İslam emirliği kurmak isteyen El Kaide’ye ve Müslüman Kardeşler’e karşı “laikliği korumak” için savaştığını öne süren Beşşar’a en güzel cevabı Suriye Ulusal Konseyi verdi.

 Yeniden yapılanma için Doha’da toplanan SUK üyeleri Suriyeli Hıristiyan muhalif George Sabra’yı başkan seçti.

 Görevi Seyda’dan devralan Sabra’nın uluslararası topluma ilk mesajı da “Kendini savunabilmesi için Suriye halkına silah verin” çağrısı oldu.

 Eski Komünist ve Hıristiyan George Sabra’nın Müslüman Kardeşler’in desteğiyle SUK başkanlığına seçilmesi Baas rejiminin yaydığı korkuların asılsız olduğunu gösteren ve hep birlikte barış içinde yaşama arzusu adına verilen önemli bir mesaj.

 Bir yıl öncesine kadar Suriye’de yaşayan Sabra’nın içeriden habersiz olduğu da söylenemez.

 Doha toplantıları sonrası SUK üyelerinden biriyle konuştum ve Sabra’nın başkan seçilmesinde dışarıdan herhangi bir baskı olup olmadığını sordum.

 Bu konuda kendilerine hiçbir şekilde baskı yapılmadığını söyledi.

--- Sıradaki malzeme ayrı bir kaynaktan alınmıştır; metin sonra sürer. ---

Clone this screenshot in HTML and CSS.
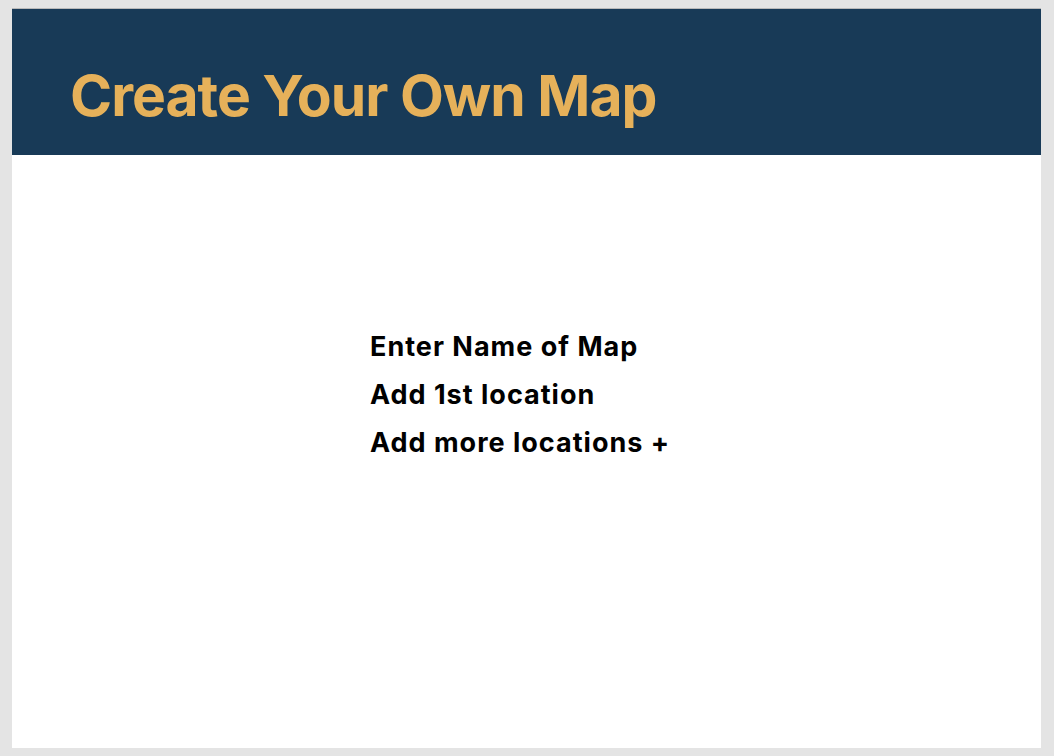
FILE: index.html
```html
<!DOCTYPE html>
<html lang="en">
<head>
<meta charset="utf-8">
<title>Create Your Own Map</title>
<link rel="stylesheet" href="styles.css">
</head>
<body>
<div class="page">
  <header class="banner">
    <h1 class="title">Create Your Own Map</h1>
  </header>
  <main class="content">
    <ul class="steps">
      <li>Enter Name of Map</li>
      <li>Add 1st location</li>
      <li>Add more locations +</li>
    </ul>
  </main>
</div>
</body>
</html>
```

FILE: styles.css
```css
html, body {
  margin: 0;
  padding: 0;
}
body {
  background: #e4e4e4;
  font-family: Inter, "Noto Sans", sans-serif;
  height: 756px;
  overflow: hidden;
}
.page {
  margin: 8px 0 0 12px;
  width: 1029px;
  height: 740px;
  background: #ffffff;
  border-top: 1px solid #b9b9b9;
  box-sizing: border-box;
  display: flex;
  flex-direction: column;
}
.banner {
  background: #183a57;
  height: 146px;
  box-sizing: border-box;
  padding: 52px 0 0 58px;
}
.title {
  margin: 0;
  color: #e6b15a;
  font-size: 57px;
  font-weight: 700;
  line-height: normal;
  letter-spacing: -1px;
}
.content {
  flex: 1;
  padding: 168px 0 0 358px;
}
.steps {
  list-style: none;
  margin: 0;
  padding: 0;
}
.steps li {
  font-size: 27px;
  font-weight: 700;
  color: #000;
  line-height: 48px;
  letter-spacing: 1px;
}
```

 Sabra’nın vatanseverliğine ve uzun yıllar Suriye içinde Baas rejimine karşı verdiği mücadeleye dikkat çekti.

 SUK’un genişleme ve yeniden yapılanma çalışmalarını başarılı bir şekilde tamamladığını, şu anda Riyad Seyf’in geçici hükümet önerisinin görüşüldüğünü, en fazla bir hafta veya on gün içerisinde kesin kararın verileceğini bildirdi.

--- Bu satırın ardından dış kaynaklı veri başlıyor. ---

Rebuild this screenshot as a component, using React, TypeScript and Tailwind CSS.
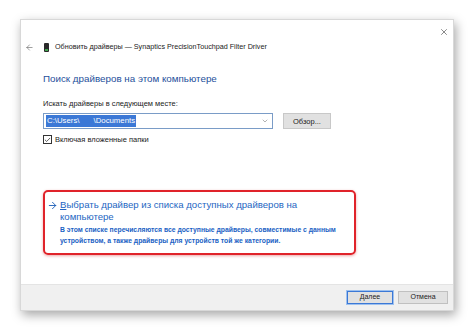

 Edindiğim bilgilere göre SUK, Riyad Seyf’in önerisini baştan ve tümüyle reddetmek yerine öneriye olumlu yaklaşmayı fakat çekincelerini ortaya koymayı tercih ediyor.

 Çekincelerin başında ise önerinin SUK’un ikinci plana itilerek tasfiyesine veya iki başlılığa yol açacak bir girişime dönüşmesi kaygısı geliyor.

 Bunu önlemek için öneri üzerinde bir takım değişiklikler yapılacak ve verilen sözler yazılı hale getirilecek.

 Anlaşma sağlanması halinde kurulacak geçici hükümet dünyanın dört bir yanındaki Suriye büyükelçiliklerini ve konsolosluklarını devralacak.

 Baas rejiminden kurtarılmış bölgelerin yönetimini üstlenecek.

 ”Ya anlaşma sağlanamazsa?”

 Konuştuğum SUK üyesinin bu soruya cevabı, “Li kulli hadesin hadîs” şeklinde oldu.

 Yani kısaca, “Onu o zaman konuşuruz” dedi.

 Bu arada devrimcilerin askeri alandaki mücadelesi de devam ediyor.

 Türkiye’ye açılan Ra’s El Ayn Kapısı artık Özgür Suriye Ordusu’nun kontrolünde.

 Önceki gün Doğu Ghouta’da Baas rejiminin en büyük ikinci hava savunma üssü içindeki ağır silahlar ve füzelerle birlikle muhaliflerin eline geçti.

 Rejim ordusundan ayrılan rütbeli askerlerin sayısındaki artış ve Nusayri ailelerin Şam’ı terketmeye başlaması Beşşar’ın sonunun yaklaştığının bir diğer göstergesi.

 Russia Today kanalına konuşan Beşşar, hiçbir yere gitmeyeceğini ve Suriye’de ölmek istediğini söylemişti.

 Bu sözler Kaddafi’nin ölmeden önceki sözlerini hatırlatıyor.

 Devrimcilerin isteği de bu yönde.

 Beşşar’ın Suriye’de ölme arzusunu yerine getirmek istiyorlar.